Hence $f_1$ is an injection from $B$ to ${(X^{\omega })}^{\omega }={(X^{{\mathbb{Z}}_{\text{+}}})}^{{\mathbb{Z}}_{\text{+}}}$. Now, from Lemma 2, we have that ${(X^{{\mathbb{Z}}_{\text{+}}})}^{{\mathbb{Z}}_{\text{+}}}$ has the same cardinality as $X^{{\mathbb{Z}}_{\text{+}}\times {\mathbb{Z}}_{\text{+}}}$ so that there is a bijection $f_2:{(X^{{\mathbb{Z}}_{\text{+}}})}^{{\mathbb{Z}}_{\text{+}}}\to X^{{\mathbb{Z}}_{\text{+}}\times {\mathbb{Z}}_{\text{+}}}$, which is of course also an injection.

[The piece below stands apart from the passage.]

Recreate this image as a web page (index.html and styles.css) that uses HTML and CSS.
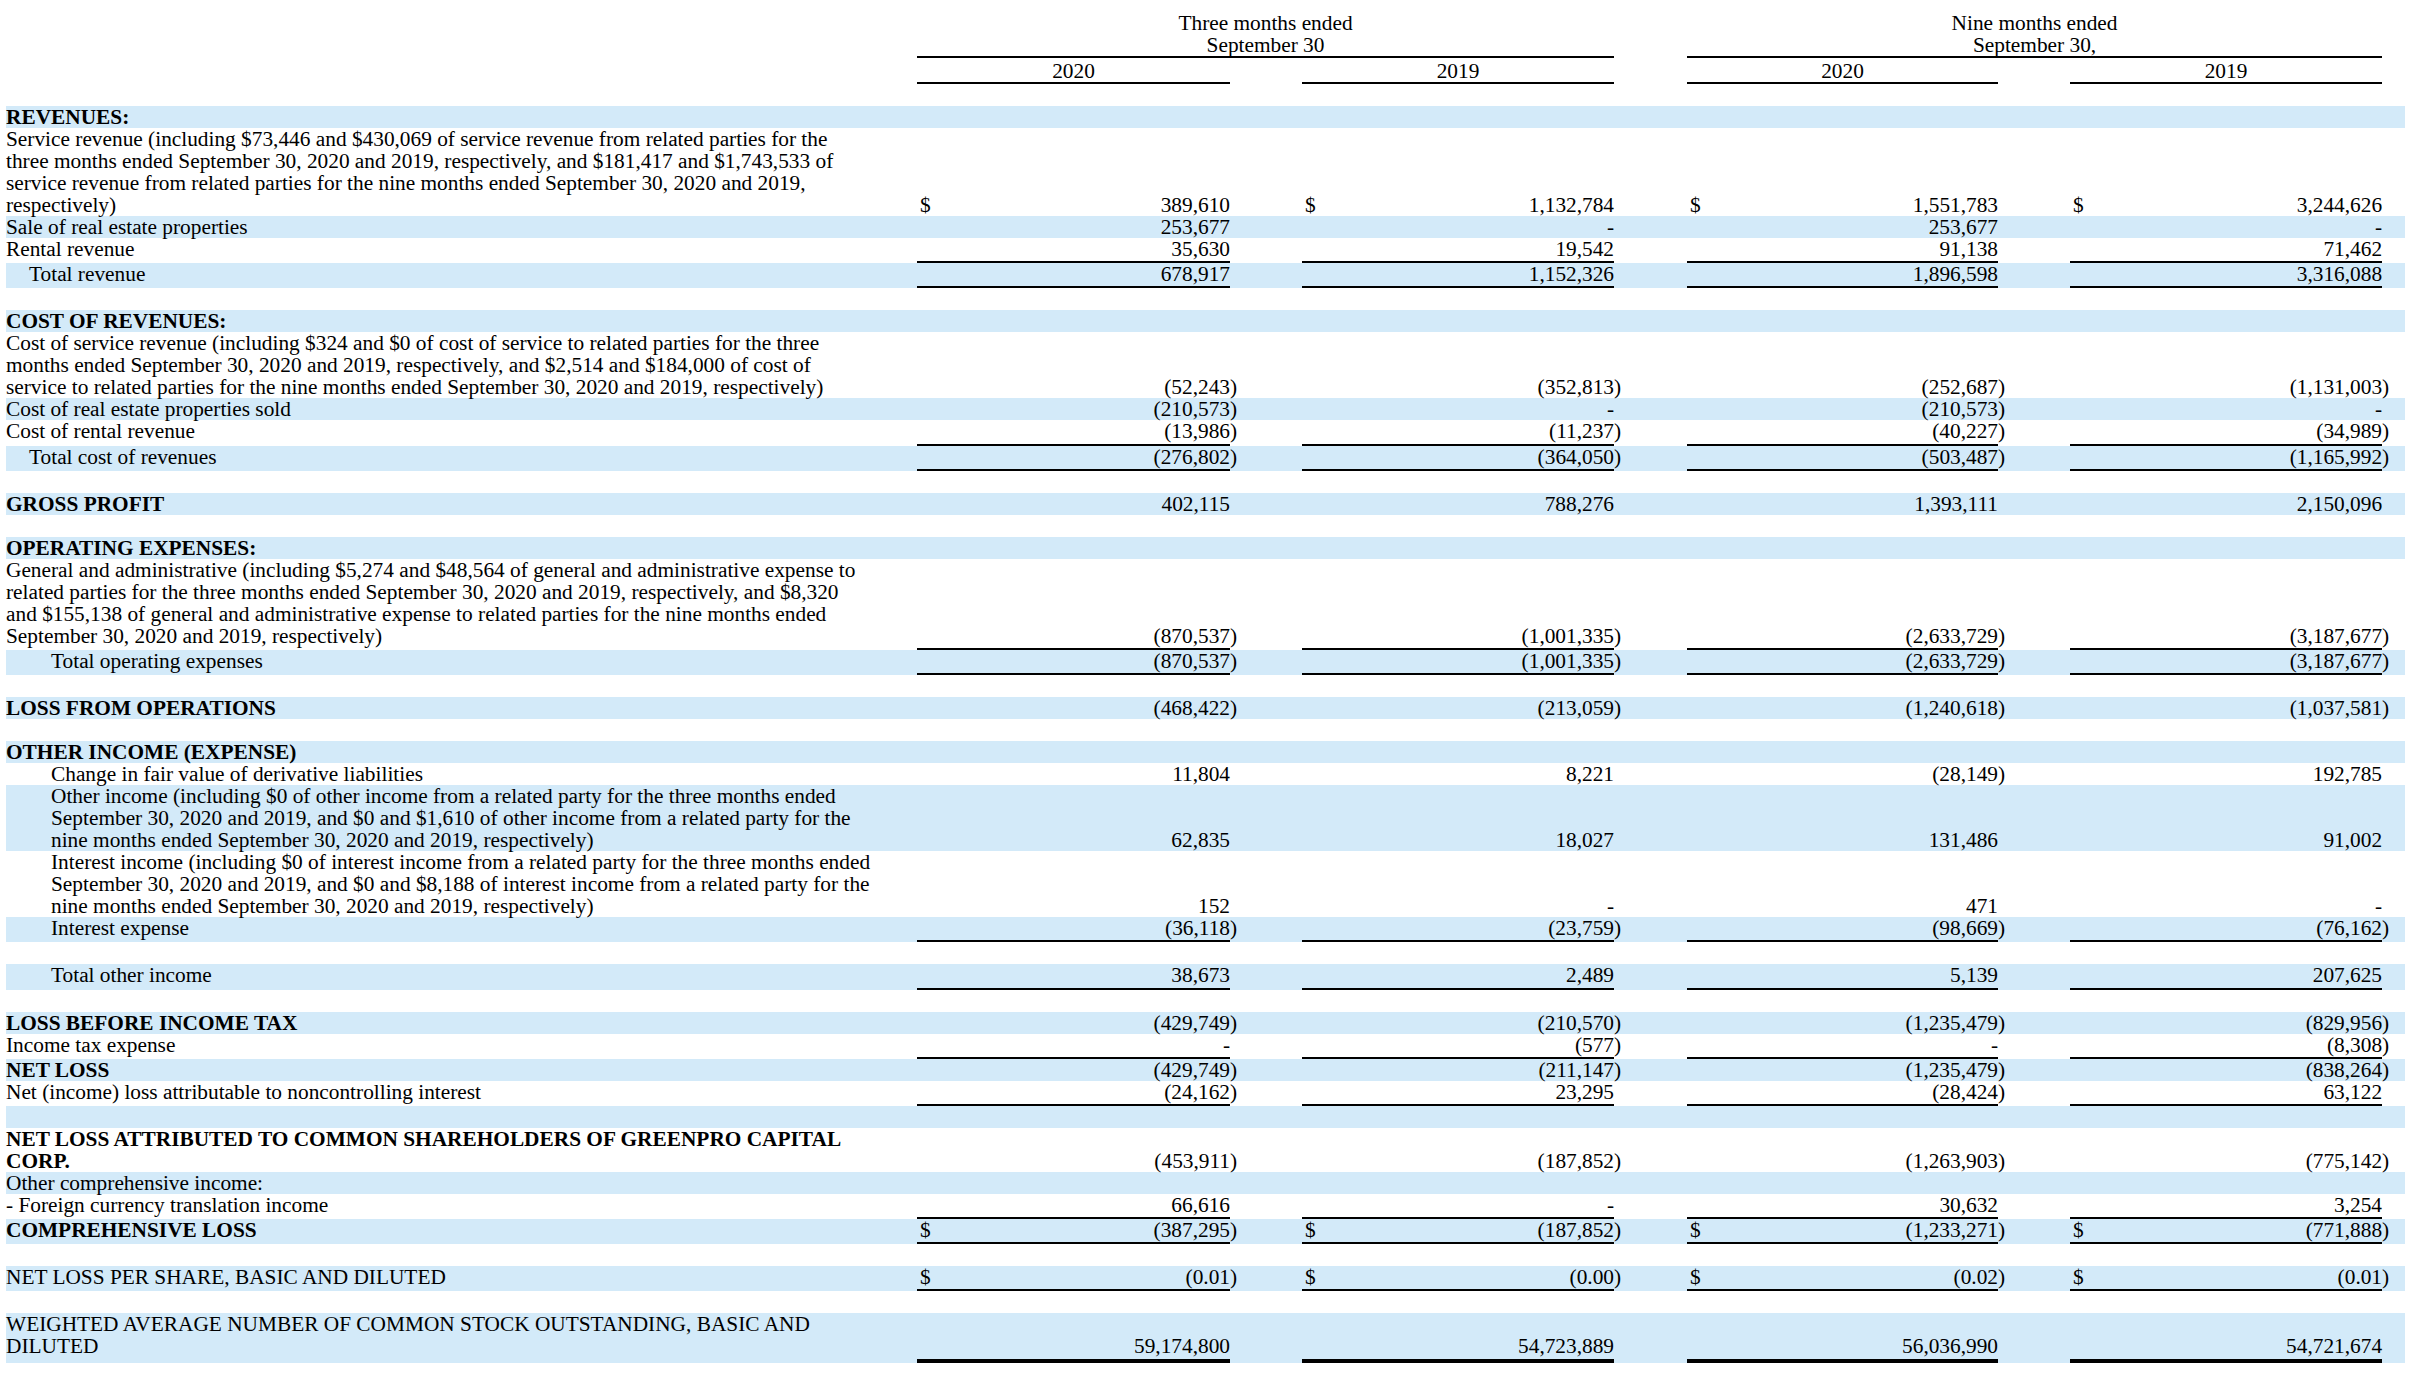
FILE: index.html
```html
<!DOCTYPE html>
<html lang="en">
<head>
<meta charset="utf-8">
<title>Consolidated Statements of Operations</title>
<link rel="stylesheet" href="styles.css">
</head>
<body>
<div class="page">
<table class="is">
  <colgroup>
    <col class="c-label">
    <col class="c-v1">
    <col class="c-g1">
    <col class="c-v2">
    <col class="c-g2">
    <col class="c-v3">
    <col class="c-g3">
    <col class="c-v4">
    <col class="c-end">
  </colgroup>
  <tbody>
    <tr class="h1">
      <td></td>
      <td colspan="3" class="hd">Three months ended<br>September 30</td>
      <td></td>
      <td colspan="3" class="hd">Nine months ended<br>September 30,</td>
      <td></td>
    </tr>
    <tr class="h2">
      <td></td>
      <td class="hd">2020</td><td></td>
      <td class="hd">2019</td><td></td>
      <td class="hd">2020</td><td></td>
      <td class="hd">2019</td><td></td>
    </tr>
    <tr class="blank"><td colspan="9"></td></tr>

    <tr class="s"><td class="lbl b">REVENUES:</td><td colspan="8"></td></tr>
    <tr>
      <td class="lbl">Service revenue (including $73,446 and $430,069 of service revenue from related parties for the<br>three months ended September 30, 2020 and 2019, respectively, and $181,417 and $1,743,533 of<br>service revenue from related parties for the nine months ended September 30, 2020 and 2019,<br>respectively)</td>
      <td class="v"><span class="cur">$</span>389,610</td><td class="p"></td>
      <td class="v"><span class="cur">$</span>1,132,784</td><td class="p"></td>
      <td class="v"><span class="cur">$</span>1,551,783</td><td class="p"></td>
      <td class="v"><span class="cur">$</span>3,244,626</td><td class="p"></td>
    </tr>
    <tr class="s">
      <td class="lbl">Sale of real estate properties</td>
      <td class="v">253,677</td><td class="p"></td>
      <td class="v">-</td><td class="p"></td>
      <td class="v">253,677</td><td class="p"></td>
      <td class="v">-</td><td class="p"></td>
    </tr>
    <tr class="ul">
      <td class="lbl">Rental revenue</td>
      <td class="v">35,630</td><td class="p"></td>
      <td class="v">19,542</td><td class="p"></td>
      <td class="v">91,138</td><td class="p"></td>
      <td class="v">71,462</td><td class="p"></td>
    </tr>
    <tr class="s ul">
      <td class="lbl i1">Total revenue</td>
      <td class="v">678,917</td><td class="p"></td>
      <td class="v">1,152,326</td><td class="p"></td>
      <td class="v">1,896,598</td><td class="p"></td>
      <td class="v">3,316,088</td><td class="p"></td>
    </tr>
    <tr class="blank"><td colspan="9"></td></tr>

    <tr class="s"><td class="lbl b">COST OF REVENUES:</td><td colspan="8"></td></tr>
    <tr>
      <td class="lbl">Cost of service revenue (including $324 and $0 of cost of service to related parties for the three<br>months ended September 30, 2020 and 2019, respectively, and $2,514 and $184,000 of cost of<br>service to related parties for the nine months ended September 30, 2020 and 2019, respectively)</td>
      <td class="v">(52,243</td><td class="p">)</td>
      <td class="v">(352,813</td><td class="p">)</td>
      <td class="v">(252,687</td><td class="p">)</td>
      <td class="v">(1,131,003</td><td class="p">)</td>
    </tr>
    <tr class="s">
      <td class="lbl">Cost of real estate properties sold</td>
      <td class="v">(210,573</td><td class="p">)</td>
      <td class="v">-</td><td class="p"></td>
      <td class="v">(210,573</td><td class="p">)</td>
      <td class="v">-</td><td class="p"></td>
    </tr>
    <tr class="ul">
      <td class="lbl">Cost of rental revenue</td>
      <td class="v">(13,986</td><td class="p">)</td>
      <td class="v">(11,237</td><td class="p">)</td>
      <td class="v">(40,227</td><td class="p">)</td>
      <td class="v">(34,989</td><td class="p">)</td>
    </tr>
    <tr class="s ul">
      <td class="lbl i1">Total cost of revenues</td>
      <td class="v">(276,802</td><td class="p">)</td>
      <td class="v">(364,050</td><td class="p">)</td>
      <td class="v">(503,487</td><td class="p">)</td>
      <td class="v">(1,165,992</td><td class="p">)</td>
    </tr>
    <tr class="blank"><td colspan="9"></td></tr>

    <tr class="s">
      <td class="lbl b">GROSS PROFIT</td>
      <td class="v">402,115</td><td class="p"></td>
      <td class="v">788,276</td><td class="p"></td>
      <td class="v">1,393,111</td><td class="p"></td>
      <td class="v">2,150,096</td><td class="p"></td>
    </tr>
    <tr class="blank"><td colspan="9"></td></tr>

    <tr class="s"><td class="lbl b">OPERATING EXPENSES:</td><td colspan="8"></td></tr>
    <tr class="ul">
      <td class="lbl">General and administrative (including $5,274 and $48,564 of general and administrative expense to<br>related parties for the three months ended September 30, 2020 and 2019, respectively, and $8,320<br>and $155,138 of general and administrative expense to related parties for the nine months ended<br>September 30, 2020 and 2019, respectively)</td>
      <td class="v">(870,537</td><td class="p">)</td>
      <td class="v">(1,001,335</td><td class="p">)</td>
      <td class="v">(2,633,729</td><td class="p">)</td>
      <td class="v">(3,187,677</td><td class="p">)</td>
    </tr>
    <tr class="s ul">
      <td class="lbl i2">Total operating expenses</td>
      <td class="v">(870,537</td><td class="p">)</td>
      <td class="v">(1,001,335</td><td class="p">)</td>
      <td class="v">(2,633,729</td><td class="p">)</td>
      <td class="v">(3,187,677</td><td class="p">)</td>
    </tr>
    <tr class="blank"><td colspan="9"></td></tr>

    <tr class="s">
      <td class="lbl b">LOSS FROM OPERATIONS</td>
      <td class="v">(468,422</td><td class="p">)</td>
      <td class="v">(213,059</td><td class="p">)</td>
      <td class="v">(1,240,618</td><td class="p">)</td>
      <td class="v">(1,037,581</td><td class="p">)</td>
    </tr>
    <tr class="blank"><td colspan="9"></td></tr>

    <tr class="s"><td class="lbl b">OTHER INCOME (EXPENSE)</td><td colspan="8"></td></tr>
    <tr>
      <td class="lbl i2">Change in fair value of derivative liabilities</td>
      <td class="v">11,804</td><td class="p"></td>
      <td class="v">8,221</td><td class="p"></td>
      <td class="v">(28,149</td><td class="p">)</td>
      <td class="v">192,785</td><td class="p"></td>
    </tr>
    <tr class="s">
      <td class="lbl i2">Other income (including $0 of other income from a related party for the three months ended<br>September 30, 2020 and 2019, and $0 and $1,610 of other income from a related party for the<br>nine months ended September 30, 2020 and 2019, respectively)</td>
      <td class="v">62,835</td><td class="p"></td>
      <td class="v">18,027</td><td class="p"></td>
      <td class="v">131,486</td><td class="p"></td>
      <td class="v">91,002</td><td class="p"></td>
    </tr>
    <tr>
      <td class="lbl i2">Interest income (including $0 of interest income from a related party for the three months ended<br>September 30, 2020 and 2019, and $0 and $8,188 of interest income from a related party for the<br>nine months ended September 30, 2020 and 2019, respectively)</td>
      <td class="v">152</td><td class="p"></td>
      <td class="v">-</td><td class="p"></td>
      <td class="v">471</td><td class="p"></td>
      <td class="v">-</td><td class="p"></td>
    </tr>
    <tr class="s ul">
      <td class="lbl i2">Interest expense</td>
      <td class="v">(36,118</td><td class="p">)</td>
      <td class="v">(23,759</td><td class="p">)</td>
      <td class="v">(98,669</td><td class="p">)</td>
      <td class="v">(76,162</td><td class="p">)</td>
    </tr>
    <tr class="blank"><td colspan="9"></td></tr>

    <tr class="s ul">
      <td class="lbl i2">Total other income</td>
      <td class="v">38,673</td><td class="p"></td>
      <td class="v">2,489</td><td class="p"></td>
      <td class="v">5,139</td><td class="p"></td>
      <td class="v">207,625</td><td class="p"></td>
    </tr>
    <tr class="blank"><td colspan="9"></td></tr>

    <tr class="s">
      <td class="lbl b">LOSS BEFORE INCOME TAX</td>
      <td class="v">(429,749</td><td class="p">)</td>
      <td class="v">(210,570</td><td class="p">)</td>
      <td class="v">(1,235,479</td><td class="p">)</td>
      <td class="v">(829,956</td><td class="p">)</td>
    </tr>
    <tr class="ul">
      <td class="lbl">Income tax expense</td>
      <td class="v">-</td><td class="p"></td>
      <td class="v">(577</td><td class="p">)</td>
      <td class="v">-</td><td class="p"></td>
      <td class="v">(8,308</td><td class="p">)</td>
    </tr>
    <tr class="s">
      <td class="lbl b">NET LOSS</td>
      <td class="v">(429,749</td><td class="p">)</td>
      <td class="v">(211,147</td><td class="p">)</td>
      <td class="v">(1,235,479</td><td class="p">)</td>
      <td class="v">(838,264</td><td class="p">)</td>
    </tr>
    <tr class="ul">
      <td class="lbl">Net (income) loss attributable to noncontrolling interest</td>
      <td class="v">(24,162</td><td class="p">)</td>
      <td class="v">23,295</td><td class="p"></td>
      <td class="v">(28,424</td><td class="p">)</td>
      <td class="v">63,122</td><td class="p"></td>
    </tr>
    <tr class="blank s"><td colspan="9"></td></tr>

    <tr>
      <td class="lbl b">NET LOSS ATTRIBUTED TO COMMON SHAREHOLDERS OF GREENPRO CAPITAL<br>CORP.</td>
      <td class="v">(453,911</td><td class="p">)</td>
      <td class="v">(187,852</td><td class="p">)</td>
      <td class="v">(1,263,903</td><td class="p">)</td>
      <td class="v">(775,142</td><td class="p">)</td>
    </tr>
    <tr class="s"><td class="lbl">Other comprehensive income:</td><td colspan="8"></td></tr>
    <tr class="ul">
      <td class="lbl">- Foreign currency translation income</td>
      <td class="v">66,616</td><td class="p"></td>
      <td class="v">-</td><td class="p"></td>
      <td class="v">30,632</td><td class="p"></td>
      <td class="v">3,254</td><td class="p"></td>
    </tr>
    <tr class="s ul">
      <td class="lbl b">COMPREHENSIVE LOSS</td>
      <td class="v"><span class="cur">$</span>(387,295</td><td class="p">)</td>
      <td class="v"><span class="cur">$</span>(187,852</td><td class="p">)</td>
      <td class="v"><span class="cur">$</span>(1,233,271</td><td class="p">)</td>
      <td class="v"><span class="cur">$</span>(771,888</td><td class="p">)</td>
    </tr>
    <tr class="blank"><td colspan="9"></td></tr>

    <tr class="s ul">
      <td class="lbl">NET LOSS PER SHARE, BASIC AND DILUTED</td>
      <td class="v"><span class="cur">$</span>(0.01</td><td class="p">)</td>
      <td class="v"><span class="cur">$</span>(0.00</td><td class="p">)</td>
      <td class="v"><span class="cur">$</span>(0.02</td><td class="p">)</td>
      <td class="v"><span class="cur">$</span>(0.01</td><td class="p">)</td>
    </tr>
    <tr class="blank"><td colspan="9"></td></tr>

    <tr class="s ul dbl">
      <td class="lbl">WEIGHTED AVERAGE NUMBER OF COMMON STOCK OUTSTANDING, BASIC AND<br>DILUTED</td>
      <td class="v">59,174,800</td><td class="p"></td>
      <td class="v">54,723,889</td><td class="p"></td>
      <td class="v">56,036,990</td><td class="p"></td>
      <td class="v">54,721,674</td><td class="p"></td>
    </tr>
  </tbody>
</table>
</div>
</body>
</html>
```

FILE: styles.css
```css
html, body {
  margin: 0;
  padding: 0;
  background: #ffffff;
}

body {
  font-family: "Times New Roman", "Liberation Serif", serif;
  font-size: 21.33px;
  color: #000000;
}

.page {
  padding: 12px 0 0 6px;
}

.is {
  border-collapse: separate;
  border-spacing: 0;
  table-layout: fixed;
  width: 2399px;
  line-height: 22px;
}

.c-label { width: 911px; }
.c-v1 { width: 313px; }
.c-g1 { width: 72px; }
.c-v2 { width: 312px; }
.c-g2 { width: 73px; }
.c-v3 { width: 311px; }
.c-g3 { width: 72px; }
.c-v4 { width: 312px; }
.c-end { width: 23px; }

.is td {
  padding: 0;
  vertical-align: bottom;
}

.lbl {
  padding-left: 2px;
  white-space: nowrap;
}

.b { font-weight: bold; }

.is td.i1 { padding-left: 23px; }
.is td.i2 { padding-left: 45px; }

.is td.v {
  text-align: right;
  padding-left: 3px;
  white-space: nowrap;
}

.cur {
  float: left;
}

.is td.p {
  text-align: left;
  white-space: nowrap;
}

.s {
  background: #d3eaf9;
}

.blank td {
  height: 22px;
}

.hd {
  text-align: center;
  border-bottom: 2px solid #000000;
}

.h2 td {
  padding-top: 2px;
}

.is .ul td {
  padding-bottom: 1.2px;
  border-bottom: 2px solid transparent;
}

.is .ul td.v {
  border-bottom-color: #000000;
}

.is .dbl td {
  border-bottom-width: 4px;
}
```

Finally, since ${\mathbb{Z}}_{\text{+}}\times {\mathbb{Z}}_{\text{+}}$ has the same cardinality as ${\mathbb{Z}}_{\text{+}}$ (by Corollary 7.4), it follows that there is an injection from ${\mathbb{Z}}_{\text{+}}\times {\mathbb{Z}}_{\text{+}}$ to ${\mathbb{Z}}_{\text{+}}$. Since also the identity function on $X$ is an injection, we have that there is an injection $f_3:X^{{\mathbb{Z}}_{\text{+}}\times {\mathbb{Z}}_{\text{+}}}\to X^{{\mathbb{Z}}_{\text{+}}}$ by Lemma 1. Then clearly $f_3\circ f_2\circ f_1$ is an injection from $B$ to $X^{{\mathbb{Z}}_{\text{+}}}=X^{\omega }$.

Since there is an injection from $X^{\omega }$ to $B$ and vice-versa, it follows that they have the same cardinality by Exercise 7.6 part (b) as desired. □